Lets go with the Dell ME484 (For the sake of discussion...)
SAS JBOD
84 x 3.5" SAS Drive Slots
Storage Setup:
Let's assume we have all of our hardware except the storage drives.
Our hardware is racked, connected, powered on, and OS installed. (I'll ramble about the OS selection later)
We now need to select the drives and pool configuration for our new storage server.
What we have to work with:
24 x 2.5" NVME drive slots
84 x 3.5" SAS drive slots
Assumptions:
3.5" Capacity Drives
Intended use: Primary storage
84 x 20TiB SAS
2.5" NVME Drives
Intended Use:
Special vdev
SLOG
L2ARC
Multiple possibilities here
Option 1 - Easy Setup/Good Performance
3 x 3.2TiB NVME mixed-use SSD
Special
This could be a single mirror if your risk tolerance allows it
2 x 400/800GiB NVME write-intensive/mixed-use SSD
SLOG
This could be a single disk if your risk tolerance allows it
400GiB+ is way overkill for an slog. But the best performing NVME don't come in 10-20 GiB sizes...
1 x 3TiB+ NVME/SAS mixed-use/read-intensive SSD
L2ARC
Option 2 - More challenging setup/Better Performance
6 x 3.2TiB or 6.4TiB NVME mixed-use SSD
Special/SLOG/L2ARC
For a general use workload, I'd buildout something like this...
zPool Structure:
8 RAIDz2 vDEVs
Each vdev = 10 x 3.5" 20TiB
Usable Space = 1.28PiB
Support VDEVs
Option 1 (Easy setup/Slower/Boring)
Special VDEV
triple mirror - 3.2TiB
SLOG
mirror - 400/800GiB
Depending on your risk tolerance, this could be a stripe
L2ARC
Single 3TiB+
Option 2 - (Significantly better performance/challenging setup)
6 x 3.2TiB+ mixed-use
Split each NVME disk into three separate namespaces
NS1 - slog - 10GiB
This will likely never need to be larger than 10GiB
NS2 - L2ARC - 1TiB
~30% remaining space (loose guideline I made up just now)
NS3 - Special - 2 TiB
The rest of the remaining free space
Config
SLOG - NS1
3 x mirrors (Safe option)
1 x 6 disk stripe (Double performance/slightly higher risk)

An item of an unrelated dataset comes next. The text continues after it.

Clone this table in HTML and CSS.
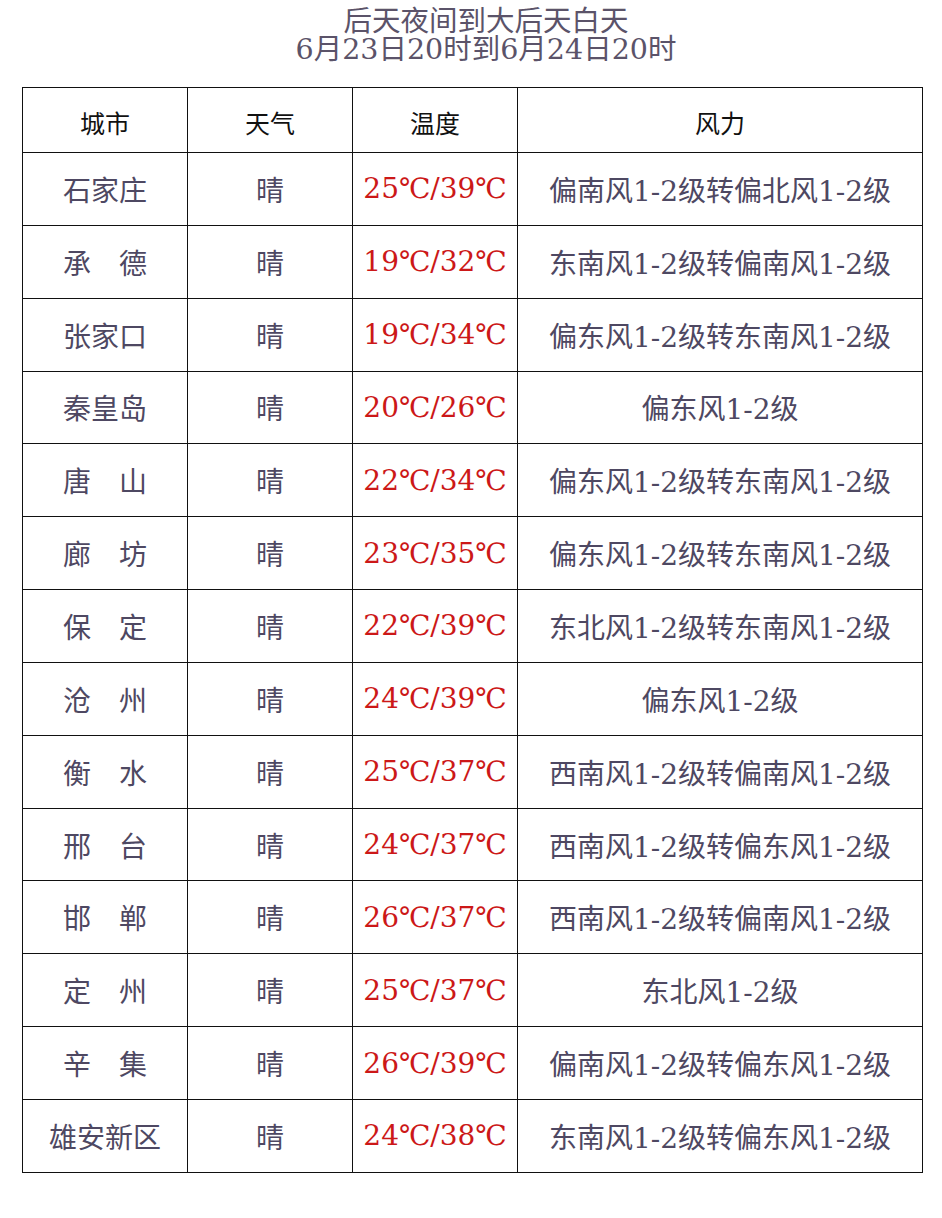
FILE: index.html
```html
<!DOCTYPE html>
<html lang="zh">
<head>
<meta charset="utf-8">
<title>后天夜间到大后天白天</title>
<link rel="stylesheet" href="styles.css">
</head>
<body>
<div class="page">
  <div class="title">
    <div>后天夜间到大后天白天</div>
    <div>6月23日20时到6月24日20时</div>
  </div>
  <table class="wx">
    <colgroup>
      <col class="c1"><col class="c2"><col class="c3"><col class="c4">
    </colgroup>
    <thead>
      <tr><th>城市</th><th>天气</th><th>温度</th><th>风力</th></tr>
    </thead>
    <tbody>
      <tr><td>石家庄</td><td>晴</td><td class="t">25℃/39℃</td><td>偏南风1-2级转偏北风1-2级</td></tr>
      <tr><td>承　德</td><td>晴</td><td class="t">19℃/32℃</td><td>东南风1-2级转偏南风1-2级</td></tr>
      <tr><td>张家口</td><td>晴</td><td class="t">19℃/34℃</td><td>偏东风1-2级转东南风1-2级</td></tr>
      <tr><td>秦皇岛</td><td>晴</td><td class="t">20℃/26℃</td><td>偏东风1-2级</td></tr>
      <tr><td>唐　山</td><td>晴</td><td class="t">22℃/34℃</td><td>偏东风1-2级转东南风1-2级</td></tr>
      <tr><td>廊　坊</td><td>晴</td><td class="t">23℃/35℃</td><td>偏东风1-2级转东南风1-2级</td></tr>
      <tr><td>保　定</td><td>晴</td><td class="t">22℃/39℃</td><td>东北风1-2级转东南风1-2级</td></tr>
      <tr><td>沧　州</td><td>晴</td><td class="t">24℃/39℃</td><td>偏东风1-2级</td></tr>
      <tr><td>衡　水</td><td>晴</td><td class="t">25℃/37℃</td><td>西南风1-2级转偏南风1-2级</td></tr>
      <tr><td>邢　台</td><td>晴</td><td class="t">24℃/37℃</td><td>西南风1-2级转偏东风1-2级</td></tr>
      <tr><td>邯　郸</td><td>晴</td><td class="t">26℃/37℃</td><td>西南风1-2级转偏南风1-2级</td></tr>
      <tr><td>定　州</td><td>晴</td><td class="t">25℃/37℃</td><td>东北风1-2级</td></tr>
      <tr><td>辛　集</td><td>晴</td><td class="t">26℃/39℃</td><td>偏南风1-2级转偏东风1-2级</td></tr>
      <tr><td>雄安新区</td><td>晴</td><td class="t">24℃/38℃</td><td>东南风1-2级转偏东风1-2级</td></tr>
    </tbody>
  </table>
</div>
</body>
</html>
```
FILE: styles.css
```css
html, body {
  margin: 0;
  padding: 0;
  background: #ffffff;
}
.page {
  padding: 7.5px 0 0 22px;
  font-family: "DejaVu Serif", "Noto Sans CJK SC", serif;
}
.title {
  width: 900px;
  padding-left: 28px;
  box-sizing: border-box;
  text-align: center;
  color: #5b5369;
  font-size: 28.5px;
  line-height: 28.5px;
  margin-bottom: 22.5px;
}
.wx {
  border-collapse: collapse;
  width: 900px;
  table-layout: fixed;
}
.c1, .c2, .c3 { width: 165px; }
.c4 { width: 405px; }
.wx th, .wx td {
  border: 1.5px solid #111;
  text-align: center;
  vertical-align: middle;
  padding: 0;
  white-space: nowrap;
}
.wx th {
  height: 60px;
  font-size: 25px;
  font-weight: normal;
  color: #111;
  padding-top: 4px;
}
.wx td {
  height: 71.85px;
  font-size: 28px;
  color: #4e4862;
}
.wx td.t {
  color: #cc1818;
}
```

Likely, either option will be bottlenecked by the spinning disks.
L2ARC - NS2
1 x 6 disk stripe
6TiB Total size of L2ARC
Special VDEV - NS3
2 x triple mirror (Safe option)
4TiB for metadata
3 x mirror (50% faster/slightly higher risk)
6TiB for metadata
Storage Summary:
1.28 Petabytes = Total Usable Space
4/6 Terabytes = NVME SSD storage for metadata
6 Terabytes = NVME SSD storage for L2ARC (Read cache)
60 Gigabytes = NVME SSD storage for SLOG (Write cache)

Future Expansion:
Primary storage:
Add another disk shelf that is populated with a minimum of 10 disks.

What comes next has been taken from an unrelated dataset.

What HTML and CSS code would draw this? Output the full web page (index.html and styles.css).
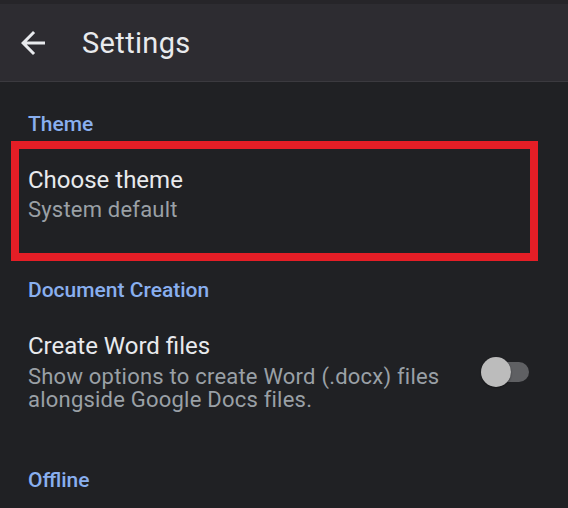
FILE: index.html
```html
<!DOCTYPE html>
<html>
  <head>
    <meta charset="UTF-8" />
    <meta name="viewport" content="width=device-width, initial-scale=1.0" />
    <title>Settings</title>
    <link rel="stylesheet" href="styles.css">
  </head>
  <body>
    <header class="appbar">
      <button class="back" aria-label="Back">
        <svg width="36" height="36" viewBox="0 0 24 24">
          <path fill="#e8eaed" d="M20 11H7.83l5.59-5.59L12 4l-8 8 8 8 1.41-1.41L7.83 13H20v-2z"/>
        </svg>
      </button>
      <h1 class="title">Settings</h1>
    </header>

    <main>
      <h2 class="section-title first">Theme</h2>
      <div class="item highlight">
        <div class="item-title">Choose theme</div>
        <div class="item-summary">System default</div>
      </div>

      <h2 class="section-title doc">Document Creation</h2>
      <div class="item row">
        <div class="item-text">
          <div class="item-title">Create Word files</div>
          <div class="item-desc">Show options to create Word (.docx) files<br>alongside Google Docs files.</div>
        </div>
        <div class="switch">
          <span class="track"></span>
          <span class="thumb"></span>
        </div>
      </div>

      <h2 class="section-title offline">Offline</h2>
    </main>
  </body>
</html>
```

FILE: styles.css
```css
body {
  margin: 0;
  background-color: #202124;
  font-family: Roboto, "Liberation Sans", sans-serif;
  color: #e8eaed;
}
.appbar {
  height: 77px;
  display: flex;
  align-items: center;
  background-color: #2d2c31;
  border-top: 4px solid #262529;
  border-bottom: 1px solid #3b3a3f;
  padding-left: 15px;
}
.back {
  background: none;
  border: none;
  padding: 0;
  width: 36px;
  height: 36px;
  display: flex;
}
.title {
  margin: 0 0 0 31px;
  font-size: 29px;
  line-height: 34px;
  font-weight: 400;
  letter-spacing: 0.35px;
  color: #e8eaed;
}
.section-title {
  margin: 0;
  padding-left: 28px;
  font-size: 21px;
  line-height: 24px;
  font-weight: 500;
  color: #89afef;
}
.section-title.first {
  margin-top: 30px;
}
.section-title.doc {
  margin-top: 17px;
}
.section-title.offline {
  margin-top: 57px;
}
.highlight {
  margin: 5px 30px 0 11px;
  border: 8px solid #e51e26;
  padding: 17px 9px 28px;
}
.item-title {
  font-size: 24px;
  line-height: 28px;
  color: #e8eaed;
}
.item-summary {
  margin-top: 1px;
  font-size: 22px;
  line-height: 30px;
  letter-spacing: 0.2px;
  color: #9aa0a6;
}
.row {
  display: flex;
  align-items: center;
  justify-content: space-between;
  margin-top: 30px;
  padding: 0 39px 0 28px;
}
.item-desc {
  margin-top: 5px;
  font-size: 22px;
  line-height: 23px;
  letter-spacing: 0.22px;
  color: #9aa0a6;
}
.switch {
  position: relative;
  width: 48px;
  height: 30px;
  flex: none;
}
.track {
  position: absolute;
  left: 9px;
  right: 0;
  top: 5px;
  height: 20px;
  border-radius: 10px;
  background-color: #5f6063;
}
.thumb {
  position: absolute;
  left: 0;
  top: 0;
  width: 30px;
  height: 30px;
  border-radius: 50%;
  background-color: #bcbcbc;
  box-shadow: 0 1px 2px rgba(0, 0, 0, 0.4);
}
```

zpool add POOL-NAME raidz2 new-disk1..10
Boom! you just added 160TiB to your pool.
Support vdev's:
This gets a bit more complicated since it will vary based on which support vdev config you picked. But, the minimum number of disks to expand the SSD pools is equal to the single mirrored vdev with the most disks. So if you have a triple mirror, you have to add 3 disks to expand. If you only have a single mirror, you would need two disks to expand.
Let's assume you went with the better performing and more complex config.
Now, since all three support vdevs occupy part of each of the NVME disks, when we expand one, for simplicity sake, we expand all.
SLOG and L2ARC are both single disk stripes. They can be expanded with only a single new disk. But, the Special vdev is made of multiple 2-disk mirrors. So to expand it, we need 2 new disks.
So, pop two new matching NVME disks into the available slots. Create your three namespaces on each. Then...
zpool add POOL-NAME log new-disk1 new-disk2
zpool add POOL-NAME special mirror new-disk1 new-disk2
zpool add POOL-NAME cache new-disk1 new-disk2

I have thoughts on your backups too. But that will need to wait for another time.